The next challenge involved a number of snow storms on our set rehearsal days and one traffic snafu on my part. We had to cram to get it all done and the final bit of choreography wasn’t set until the week before the show. Yikes!

Then came the ultimate challenge… the competition itself!

I got to the gala before the doors opened to get my stuff settled. Save for a peep of fishnet stocking, you’d never know what was up my sleeve. The other “pro” from my studio was there and once the doors opened we mixed and mingled with our “stars” trying to build some fan support. After the cocktail hour the attendees were summoned to their tables and we went up to change into our costumes. The director of our company/studio conveniently had a red, fringe-y dress, kind of flapper-ish in style hanging out in the costume room that I had borrowed. My star’s wife had found him a red, sequined tie and made him a matching pocket-square. Dapper and ready to dance!

We were second in the line-up and could see the first couple dancing through the windows while we waited our turn. They had some definite star quality and put in a very fine performance, but our confidence was not shaken! After they finished and chatted with the CEO and the judges it was our turn. Instead of explaining it I’ll give you this… judge for yourself.

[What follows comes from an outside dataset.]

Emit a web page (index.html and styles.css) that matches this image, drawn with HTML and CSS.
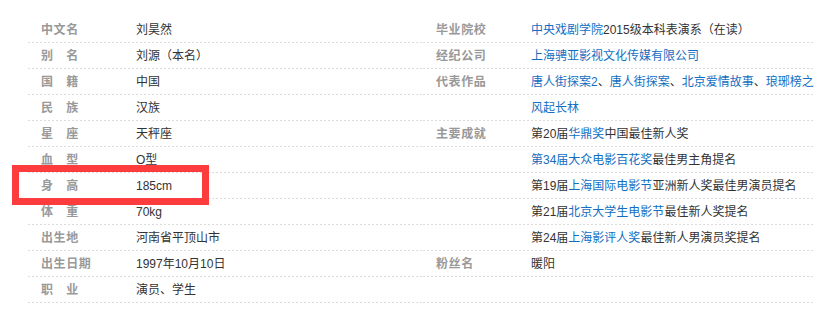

Camera angle isn’t great, but I swear my “star” did manage a pretty nice jazz square and a few other bits of fancy footwork. It was a fun little piece and I think the audience liked it. For me personally, it’s just fun to get out there and show a different side of my performance personality than what people generally see from me nowadays!

After our dance there was a live auction followed by the other two couples’ dances. And then, the judging. Of course, we’d received judges’ scores immediately after our dances, but those didn’t count. The real decision was in the hands of the audience. And in their feet. And voices. Yes, it was a “noise-meter” kind of scoring. And…

Well, I’m afraid, dear reader, that a star other than my own partner managed to bring the loudest crew. It was only a baby mirrorball for us this year for best chemistry or something (how terrible is it that I don’t even know what award we won?).

Of course, the real winners were the students of the music school. It was all in good fun, and though I was a teensy bit disappointed to not be a repeat champion, I was glad to be able to be a part of it.

And… I was glad to look forward to a few weeks of no rehearsals of any kind! Phew!